Vascular Biogencis Ltd. (VBL) has announced it is ending a rGBM brain tumour drug trial after it failed to meet its primary endpoint.
The Phase III GLOBE study was designed to evaluate drug candidate VB-111 in combination with bevacizumab, marketed by Roche as Avastin, compared to a bevacizumab control arm.
The study involved patients with recurrent glioblastoma (rGBM) that has recurred following treatment with standard chemotherapy and radiation. Patients were given VB-111 every two months in combination with bevacizumab dosed every two weeks. The efficacy of this treatment in targeting brain tumours was compared with a bevacizumab monotherapy.
The study did not meet its pre-specified primary endpoint of overall survival. The results of the study showed that the combination therapy did not perform better than the monotherapy.
Shares in the Tel Aviv-based company fell by more than 60% following the announcement.
CEO of VBL Dror Harats said: “We are disappointed that our encouraging Phase II data were not replicated in the GLOBE Phase III study, and once we receive the full and final data we will be analysing them carefully to better understand the outcome of the study. We are grateful to the trial investigators, site personnel, patients and caregivers who participated in GLOBE. We believe that VB-111 may still hold promise for other indications we currently or may study in the future.”

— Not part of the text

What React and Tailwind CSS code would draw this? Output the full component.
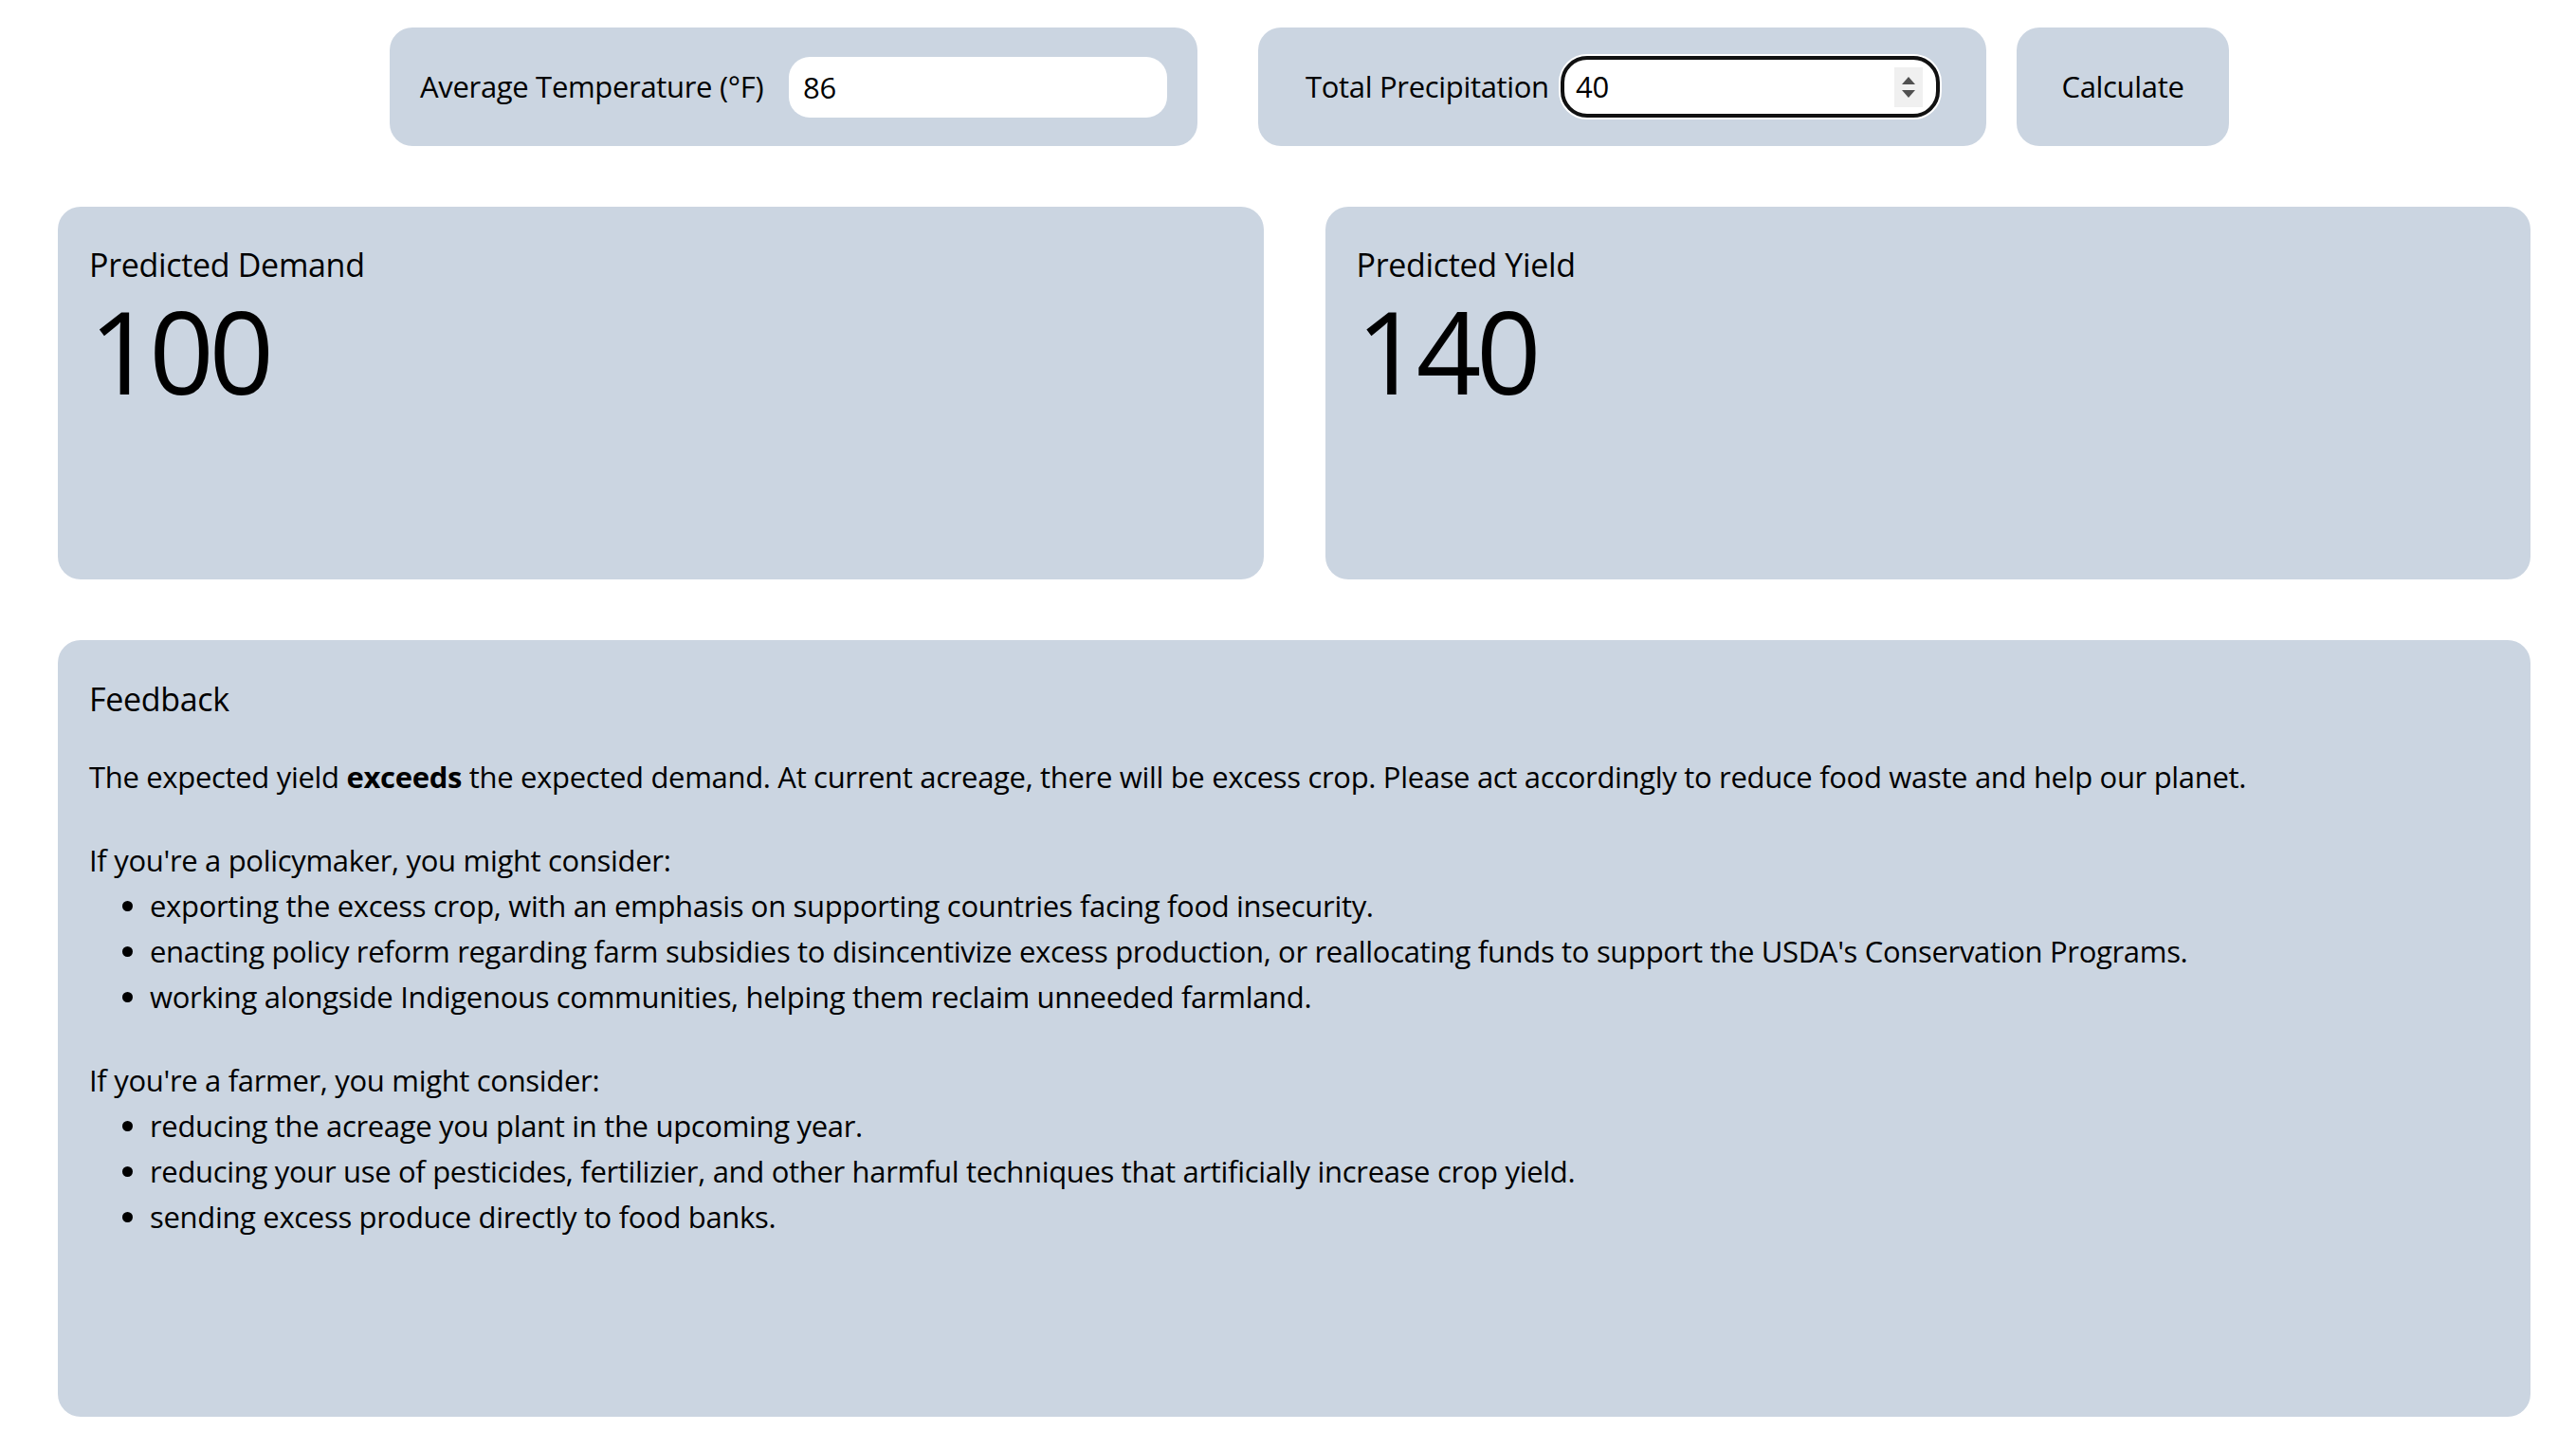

GBM is the most common and most aggressive form of primary brain tumour. It is estimated there were approximately 12,000-13,000 new cases diagnosed in the US in 2017.
VB-111 is a biologic agent that uses a dual mechanism to target solid tumours. The drug had promising results in Phase II trials as it successfully demonstrated proof-of-concept and survival benefit in rGBM, thyroid cancer and ovarian cancer. It had also received orphan drug designation in the US and Europe and was granted Fast Track designation by the US Food and Drugs Administration (FDA) for the prolongation of survival in patients with rGBM.
The drug showed promise in earlier trials as a treatment for rGBM, which has proven to be a particularly challenging cancer to develop new treatments for, and received a significant amount of interest. In January 2017, the company received a $2.5m grant from the Israel Innovation Authority to support continued clinical development of VB-111. In February of this year, VBL signed a commercialisation agreement in Japan with NanoCarrier for the drug in a deal worth around $100m.
Although the failure of its most advanced clinical program is a setback for VBL, the drug may still receive approval for other indications. It is currently undergoing Phase III testing in ovarian cancer.